Une mécanique de précision

L’endormissement et le rythme veille-sommeil sont sous la dépendance de deux mécanismes qui se conjuguent harmonieusement.

Le rythme circadien

Le premier mécanisme est le rythme circadien. Nous possédons une « horloge interne » qui, même indépendamment de la lumière du jour, nous guide vers le sommeil.

Spontanément, comme l’ont démontré des expériences d’isolement temporel (notamment par le spéléologue Michel Siffre), ce rythme circadien s’établit un peu au-delà de 24 heures. Ce qui veut dire que quotidiennement, notre horloge interne doit être remise à l’heure pour que notre heure de coucher ne se décale pas jour après jour.

Nous avons deux synchroniseurs qui vont permettre cette « mise à l’heure » quotidienne :

  • L’alternance jour/nuit. Nous possédons une minuscule glande dans le cerveau qui produit la mélatonine (hormone du sommeil). C’est cette mélatonine, dont la production est intimement liée à l’intensité lumineuse, qui va réguler notre horloge interne. Plus la luminosité est forte, moins le cerveau produit de mélatonine. Son taux sera donc le plus élevé au milieu de la nuit, ce qui explique qu’il soit si pénible de se réveiller entre 2 et 4 heures du matin… Quant à la lumière du jour, elle invite au réveil – c’est pourquoi se réveiller tôt en été est bien moins difficile qu’en hiver. La mélatonine est une substance qui invite au sommeil et son ennemie est la lumière. Les tablettes, smartphones et à degré moindre, la télévision, du fait de la puissante lumière bleue qu’ils produisent, s’opposent donc à l’entrée en sommeil. C’est pourquoi leur usage est déconseillé dans les deux heures qui précèdent le coucher.

  • Les activités sociales. Lorsque l’on vit à plusieurs, que l’on a des activités professionnelles dans un bureau, que l’on prend ses repas en même temps que les autres, le rythme du groupe s’impose peu à peu à toutes et à tous par « synchronisation » de nos horloges internes. D’autre part, deux personnes qui vivent ensemble acquièrent, à la longue, un rythme commun – même si au départ l’un était couche-tôt et l’autre un oiseau de nuit !

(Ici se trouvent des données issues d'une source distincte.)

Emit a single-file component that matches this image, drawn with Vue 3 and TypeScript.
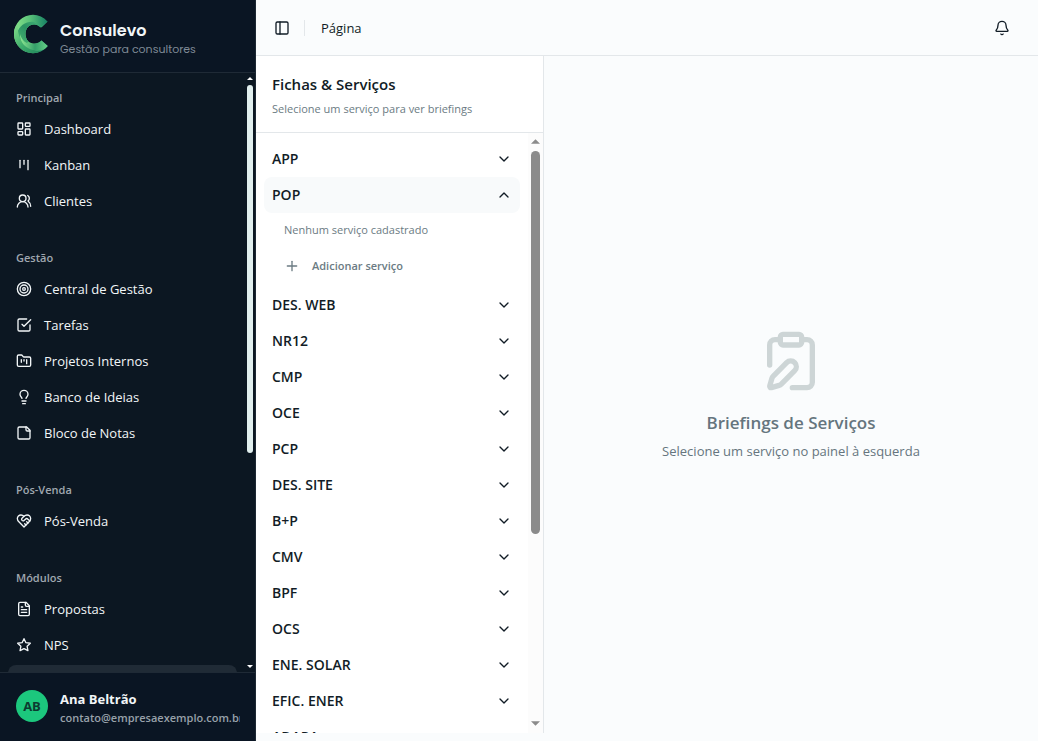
<script setup lang="ts">
import { ref } from 'vue'

interface NavItem {
  label: string
  icon: string[]
  active?: boolean
}
interface NavGroup {
  title: string
  items: NavItem[]
}

const groups: NavGroup[] = [
  {
    title: 'Principal',
    items: [
      { label: 'Dashboard', icon: ['M4 3h5a1 1 0 0 1 1 1v7a1 1 0 0 1-1 1H4a1 1 0 0 1-1-1V4a1 1 0 0 1 1-1z', 'M15 3h5a1 1 0 0 1 1 1v3a1 1 0 0 1-1 1h-5a1 1 0 0 1-1-1V4a1 1 0 0 1 1-1z', 'M15 12h5a1 1 0 0 1 1 1v7a1 1 0 0 1-1 1h-5a1 1 0 0 1-1-1v-7a1 1 0 0 1 1-1z', 'M4 16h5a1 1 0 0 1 1 1v3a1 1 0 0 1-1 1H4a1 1 0 0 1-1-1v-3a1 1 0 0 1 1-1z'] },
      { label: 'Kanban', icon: ['M6 5v11', 'M12 5v6', 'M18 5v14'] },
      { label: 'Clientes', icon: ['M18 21a8 8 0 0 0-16 0', 'M5 8a5 5 0 1 0 10 0a5 5 0 1 0-10 0', 'M22 20c0-3.37-2-6.5-4-8a5 5 0 0 0-.45-8.3'] },
    ],
  },
  {
    title: 'Gestão',
    items: [
      { label: 'Central de Gestão', icon: ['M2 12a10 10 0 1 0 20 0a10 10 0 1 0-20 0', 'M6 12a6 6 0 1 0 12 0a6 6 0 1 0-12 0', 'M10 12a2 2 0 1 0 4 0a2 2 0 1 0-4 0'] },
      { label: 'Tarefas', icon: ['m9 11 3 3L22 4', 'M21 12v7a2 2 0 0 1-2 2H5a2 2 0 0 1-2-2V5a2 2 0 0 1 2-2h11'] },
      { label: 'Projetos Internos', icon: ['M4 20h16a2 2 0 0 0 2-2V8a2 2 0 0 0-2-2h-7.93a2 2 0 0 1-1.66-.9l-.82-1.2A2 2 0 0 0 7.93 3H4a2 2 0 0 0-2 2v13c0 1.1.9 2 2 2Z', 'M8 10v4', 'M12 10v2', 'M16 10v6'] },
      { label: 'Banco de Ideias', icon: ['M15 14c.2-1 .7-1.7 1.5-2.5 1-.9 1.5-2.2 1.5-3.5A6 6 0 0 0 6 8c0 1 .2 2.2 1.5 3.5.7.7 1.3 1.5 1.5 2.5', 'M9 18h6', 'M10 22h4'] },
      { label: 'Bloco de Notas', icon: ['M16 3H5a2 2 0 0 0-2 2v14a2 2 0 0 0 2 2h14a2 2 0 0 0 2-2V8Z', 'M15 3v4a2 2 0 0 0 2 2h4'] },
    ],
  },
  {
    title: 'Pós-Venda',
    items: [
      { label: 'Pós-Venda', icon: ['M19 14c1.49-1.46 3-3.21 3-5.5A5.5 5.5 0 0 0 16.5 3c-1.76 0-3 .5-4.5 2-1.5-1.5-2.74-2-4.5-2A5.5 5.5 0 0 0 2 8.5c0 2.3 1.5 4.05 3 5.5l7 7Z', 'M12 5 9.04 7.96a2.17 2.17 0 0 0 0 3.08c.82.82 2.13.85 3 .07l2.07-1.9a2.82 2.82 0 0 1 3.79 0l2.96 2.66', 'm18 15-2-2', 'm15 18-2-2'] },
    ],
  },
  {
    title: 'Módulos',
    items: [
      { label: 'Propostas', icon: ['M15 2H6a2 2 0 0 0-2 2v16a2 2 0 0 0 2 2h12a2 2 0 0 0 2-2V7Z', 'M14 2v4a2 2 0 0 0 2 2h4', 'M10 9H8', 'M16 13H8', 'M16 17H8'] },
      { label: 'NPS', icon: ['M12 2.5l2.9 6 6.6.9-4.8 4.6 1.2 6.5-5.9-3.1-5.9 3.1 1.2-6.5L2.500 9.4l6.6-.9z'] },
      { label: 'Briefings', active: true, icon: ['M16 4h2a2 2 0 0 1 2 2v14a2 2 0 0 1-2 2H6a2 2 0 0 1-2-2V6a2 2 0 0 1 2-2h2', 'M9 2h6v4H9z'] },
    ],
  },
]

const categories: string[] = [
  'APP', 'POP', 'DES. WEB', 'NR12', 'CMP', 'OCE', 'PCP', 'DES. SITE', 'B+P',
  'CMV', 'BPF', 'OCS', 'ENE. SOLAR', 'EFIC. ENER', 'ADAPA',
]
const open = ref<string | null>('POP')
const collapsed = ref(false)

function toggle(name: string): void {
  open.value = open.value === name ? null : name
}
</script>

<template>
  <div class="app">
    <aside v-show="!collapsed" class="sidebar">
      <header class="brand">
        <svg class="logo" viewBox="0 0 36 40" aria-hidden="true">
          <defs>
            <clipPath id="c-shape">
              <path d="M34.500 7.500C30.500 3 25.500 .8 20 .8 9.500 .8 1 9.300 1 20s8.500 19.200 19 19.200c6 0 11-2.700 14.800-7.200L28.500 26.500c-2 1.800-4.300 3-7.500 3-5 0-8.500-4-8.500-9.500S16 10.500 21 10.500c2.500 0 4.800 1.200 7 3.300z" />
            </clipPath>
            <linearGradient id="g-top" x1="0" y1="0" x2="1" y2="0">
              <stop offset="0" stop-color="#8be58c" />
              <stop offset=".45" stop-color="#5cc47a" />
              <stop offset="1" stop-color="#0f7a62" />
            </linearGradient>
            <linearGradient id="g-inner" x1="0" y1="1" x2="1" y2="0">
              <stop offset="0" stop-color="#4fbd75" />
              <stop offset=".5" stop-color="#2b9363" />
              <stop offset="1" stop-color="#4fc183" />
            </linearGradient>
            <linearGradient id="g-left" x1="0" y1="0" x2="1" y2="1">
              <stop offset="0" stop-color="#86e08a" />
              <stop offset=".5" stop-color="#3fae6d" />
              <stop offset="1" stop-color="#1d8159" />
            </linearGradient>
            <linearGradient id="g-low" x1="0" y1="0" x2="1" y2="0">
              <stop offset="0" stop-color="#8fe892" />
              <stop offset=".5" stop-color="#35a06a" />
              <stop offset="1" stop-color="#6fd98c" />
            </linearGradient>
          </defs>
          <g clip-path="url(#c-shape)">
            <path fill="url(#g-top)" d="M0 0h36v40H0z" />
            <path fill="url(#g-inner)" d="M4 20C6 11 14 7 21 8l7 5 8-7v8L22 12 12 34C7 30 3 26 4 20z" />
            <path fill="url(#g-left)" d="M0 14l5-3c-1 9 3 17 10 22 5 3 10 5 14 4l-9 4C8 42-2 32 0 14z" />
            <path fill="url(#g-low)" d="M7 20c2 7 7 11 14 10 3-.5 6-2 8-5l8 7c-4 4-10 5-16 4C13 35 7 29 7 20z" />
          </g>
        </svg>
        <div class="brand-text">
          <strong>Consulevo</strong>
          <span>Gestão para consultores</span>
        </div>
      </header>

      <div class="nav-area">
        <nav class="nav" aria-label="Menu principal">
          <section v-for="g in groups" :key="g.title" class="group">
            <h2>{{ g.title }}</h2>
            <ul>
              <li v-for="item in g.items" :key="item.label">
                <a href="#" :class="{ active: item.active }" :aria-current="item.active ? 'page' : undefined">
                  <svg class="icon" viewBox="0 0 24 24" aria-hidden="true"><path v-for="d in item.icon" :key="d" :d="d" /></svg>
                  <span>{{ item.label }}</span>
                </a>
              </li>
            </ul>
          </section>
        </nav>
        <div class="rail rail-dark" aria-hidden="true">
          <svg viewBox="0 0 8 4"><path d="M0 4l4-4 4 4z" /></svg>
          <div class="track"><i class="thumb"></i></div>
          <svg viewBox="0 0 8 4"><path d="M0 0l4 4 4-4z" /></svg>
        </div>
      </div>

      <footer class="user">
        <span class="avatar">AB</span>
        <div class="user-text">
          <strong>Ana Beltrão</strong>
          <span>contato@empresaexemplo.com.br</span>
        </div>
      </footer>
    </aside>

    <div class="content">
      <header class="topbar">
        <button type="button" class="icon-btn" aria-label="Alternar menu" @click="collapsed = !collapsed">
          <svg class="icon" viewBox="0 0 24 24" aria-hidden="true"><rect x="3" y="3" width="18" height="18" rx="2" /><path d="M9 3v18" /></svg>
        </button>
        <span class="divider"></span>
        <span class="crumb">Página</span>
        <button type="button" class="icon-btn bell" aria-label="Notificações">
          <svg class="icon" viewBox="0 0 24 24" aria-hidden="true"><path d="M10.268 21a2 2 0 0 0 3.464 0" /><path d="M3.262 15.326A1 1 0 0 0 4 17h16a1 1 0 0 0 .74-1.673C19.410 13.956 18 12.499 18 8A6 6 0 0 0 6 8c0 4.499-1.411 5.956-2.738 7.326" /></svg>
        </button>
      </header>

      <main class="workspace">
        <section class="panel">
          <header class="panel-head">
            <h1>Fichas &amp; Serviços</h1>
            <p>Selecione um serviço para ver briefings</p>
          </header>
          <div class="list-area">
            <div class="list">
              <div v-for="name in categories" :key="name">
                <button type="button" class="row" :class="{ open: open === name }" :aria-expanded="open === name" @click="toggle(name)">
                  <span>{{ name }}</span>
                  <svg class="icon" viewBox="0 0 24 24" aria-hidden="true"><path :d="open === name ? 'm18 15-6-6-6 6' : 'm6 9 6 6 6-6'" /></svg>
                </button>
                <div v-if="open === name" class="detail">
                  <p>Nenhum serviço cadastrado</p>
                  <button type="button" class="add">
                    <svg class="icon" viewBox="0 0 24 24" aria-hidden="true"><path d="M5 12h14" /><path d="M12 5v14" /></svg>
                    Adicionar serviço
                  </button>
                </div>
              </div>
            </div>
            <div class="rail rail-light" aria-hidden="true">
              <svg viewBox="0 0 10 5"><path d="M0 5l5-5 5 5z" /></svg>
              <div class="track"><i class="thumb"></i></div>
              <svg viewBox="0 0 10 5"><path d="M0 0l5 5 5-5z" /></svg>
            </div>
          </div>
        </section>

        <section class="empty">
          <svg class="icon" viewBox="0 0 24 24" aria-hidden="true">
            <rect x="8" y="2" width="8" height="4" rx="1" />
            <path d="M16 4h2a2 2 0 0 1 2 2v14a2 2 0 0 1-2 2h-5.500" />
            <path d="M4 13.500V6a2 2 0 0 1 2-2h2" />
            <path d="M13.378 15.626a1 1 0 1 0-3.004-3.004l-5.010 5.012a2 2 0 0 0-.506.854l-.837 2.870a.5.5 0 0 0 .620.620l2.870-.837a2 2 0 0 0 .854-.506z" />
          </svg>
          <h2>Briefings de Serviços</h2>
          <p>Selecione um serviço no painel à esquerda</p>
        </section>
      </main>
    </div>
  </div>
</template>

<style>
body {
  margin: 0;
}
</style>

<style scoped>
.app {
  display: flex;
  height: 100vh;
  overflow: hidden;
  background: #fafcfd;
  color: #111c26;
  font: 13px/20px "Segoe UI", "Open Sans", "Noto Sans", sans-serif;
}
.app *,
.app *::before {
  box-sizing: border-box;
}
h1, h2, p, ul {
  margin: 0;
  padding: 0;
}
ul {
  list-style: none;
}
button {
  border: 0;
  background: none;
  padding: 0;
  color: inherit;
  font: inherit;
  cursor: pointer;
}
.icon {
  width: 16px;
  height: 16px;
  flex: none;
  fill: none;
  stroke: currentColor;
  stroke-width: 2;
  stroke-linecap: round;
  stroke-linejoin: round;
}

.sidebar {
  display: flex;
  flex-direction: column;
  width: 256px;
  flex: none;
  background: #0c1722;
  border-right: 1px solid #1d2833;
  color: #f2f6f8;
}
.brand {
  display: flex;
  align-items: center;
  gap: 11px;
  height: 73px;
  flex: none;
  padding: 0 13px;
  background: #0a1523;
  border-bottom: 1px solid #1f2a36;
}
.logo {
  width: 36px;
  height: 40px;
  margin-bottom: 4px;
}
.brand-text {
  display: flex;
  flex-direction: column;
  padding-top: 6px;
  font-family: Poppins, Inter, sans-serif;
}
.brand-text strong {
  font-size: 16px;
  line-height: 20px;
  font-weight: 600;
}
.brand-text span {
  font-size: 11px;
  line-height: 17px;
  color: #7f8a96;
}
.nav-area {
  display: flex;
  flex: 1;
  min-height: 0;
}
.nav {
  flex: 1;
  min-width: 0;
  overflow-y: auto;
  scrollbar-width: none;
}
.group {
  padding: 8px;
}
.group + .group {
  margin-top: 8px;
}
.group h2 {
  padding: 2px 8px 0;
  font-size: 11px;
  line-height: 30px;
  font-weight: 600;
  color: #a0a8b0;
}
.group ul {
  display: flex;
  flex-direction: column;
  gap: 4px;
}
.group a {
  display: flex;
  align-items: center;
  gap: 12px;
  height: 32px;
  padding: 0 8px;
  border-radius: 8px;
  color: inherit;
  text-decoration: none;
}
.group a.active {
  background: #202b36;
}

.rail {
  display: flex;
  flex-direction: column;
  align-items: center;
  flex: none;
}
.rail .track {
  flex: 1;
  width: 100%;
  display: flex;
  justify-content: center;
}
.thumb {
  border-radius: 8px;
}
.rail-dark {
  width: 10px;
  padding: 4px 0;
  gap: 5px;
}
.rail-dark svg {
  width: 6px;
  height: 3px;
  fill: #ffffff;
}
.rail-dark .thumb {
  width: 6px;
  height: 64%;
  background: #e1efee;
}
.rail-light {
  width: 15px;
  padding: 6px 0 7px;
  gap: 7px;
  background: #fcfcfc;
}
.rail-light svg {
  width: 9px;
  height: 5px;
  fill: #8b8b8b;
}
.rail-light .thumb {
  width: 9px;
  height: 68%;
  background: #8b8b8b;
}

.user {
  display: flex;
  align-items: center;
  gap: 12px;
  height: 69px;
  flex: none;
  padding: 0 15px 2px 16px;
  background: #0a1523;
  border-top: 1px solid #1f2a36;
}
.avatar {
  display: grid;
  place-items: center;
  width: 32px;
  height: 32px;
  flex: none;
  border-radius: 50%;
  background: #1cc77d;
  color: #0c3a30;
  font-size: 13px;
  font-weight: 700;
}
.user-text {
  display: flex;
  flex-direction: column;
  min-width: 0;
  padding-top: 4px;
  font-weight: 600;
}
.user-text strong {
  line-height: 18px;
  font-weight: 700;
}
.user-text span {
  overflow: hidden;
  white-space: nowrap;
  font-size: 11px;
  line-height: 19px;
  color: #98a1aa;
}

.content {
  display: flex;
  flex-direction: column;
  flex: 1;
  min-width: 0;
}
.topbar {
  display: flex;
  align-items: center;
  height: 56px;
  flex: none;
  padding: 0 22px 0 12px;
  border-bottom: 1px solid #e3e7ea;
}
.icon-btn {
  display: grid;
  place-items: center;
  width: 28px;
  height: 28px;
}
.divider {
  width: 1px;
  height: 16px;
  margin: 0 16px 0 8px;
  background: #e3e7ea;
}
.bell {
  margin-left: auto;
}
.workspace {
  display: flex;
  flex: 1;
  min-height: 0;
}
.panel {
  display: flex;
  flex-direction: column;
  width: 288px;
  flex: none;
  margin-bottom: 8px;
  background: #ffffff;
  border-right: 1px solid #e3e7ea;
}
.panel-head {
  padding: 16px 16px 14px;
  border-bottom: 1px solid #e3e7ea;
}
.panel-head h1 {
  font-size: 15px;
  line-height: 24px;
  font-weight: 600;
}
.panel-head p {
  margin-top: 4px;
  font-size: 11px;
  line-height: 18px;
  color: #6b7b83;
}
.list-area {
  display: flex;
  flex: 1;
  min-height: 0;
}
.list {
  flex: 1;
  min-width: 0;
  padding: 8px;
  overflow-y: auto;
  scrollbar-width: none;
}
.row {
  display: flex;
  align-items: center;
  justify-content: space-between;
  width: 100%;
  height: 36px;
  padding: 0 8px;
  border-radius: 8px;
  font-size: 14px;
  font-weight: 600;
}
.row.open {
  background: #f8fafb;
}
.detail {
  display: flex;
  flex-direction: column;
  padding: 0 0 5px 12px;
  font-size: 11px;
  color: #6b7b83;
}
.detail p {
  padding: 8px 8px 11px;
  line-height: 18px;
}
.add {
  display: flex;
  align-items: center;
  gap: 12px;
  height: 32px;
  padding: 0 8px;
  font-weight: 600;
}
.empty {
  display: flex;
  flex-direction: column;
  align-items: center;
  justify-content: center;
  flex: 1;
  padding-bottom: 8px;
  color: #65757e;
  text-align: center;
}
.empty .icon {
  width: 64px;
  height: 64px;
  margin-bottom: 16px;
  color: #cdd5d6;
}
.empty h2 {
  font-size: 17px;
  line-height: 28px;
  font-weight: 600;
}
.empty p {
  margin-top: 4px;
}
</style>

Les substances chimiques ralentissant les systèmes d’éveil

L’autre mécanisme est l’accumulation de substances chimiques qui ralentissent les systèmes d’éveil. Ces substances sont des protéines (adénosine) qui s’accumulent dans l’organisme au fur et à mesure que la période d’éveil s’allonge. La somnolence va progressivement s’installer, jusqu’au sommeil. Ce mécanisme se nomme « la pression de sommeil ».

À noter que la caféine, contenue dans le café et à moindre taux dans le thé, s’oppose à l’effet de l’adénosine et empêche donc de s’endormir.

Par ailleurs, il ne faut pas du tout sous-estimer les facteurs génétiques qui font que nous sommes « du matin » ou « du soir ». Certaines personnes sont fraîches et disposes dès 6 heures du matin – mais généralement, c’est parce qu’elles se couchent tôt. D’autres au contraire ne parviennent jamais à s’endormir avant minuit ou 1 heure, et souffrent si elles ont à se lever avant 8 ou 9 heures…

L’endormissement répond à des mécanismes chimiques complexes : pour s’endormir, il faut mettre au repos les systèmes qui commandent l’éveil et activer les systèmes de sommeil.

De nombreux neuromédiateurs sont mis en jeu pour obtenir cet équilibre veille/sommeil : la noradrénaline, le cortisol, la dopamine, la sérotonine, le GABA… Tous ces neuromédiateurs sont sensibles au stress, à certaines médications, à la caféine, etc. On comprend dès lors à quel point cette mécanique de précision est fragile, facile à dérégler et sensible aux habitudes et aux comportements que nous adoptons.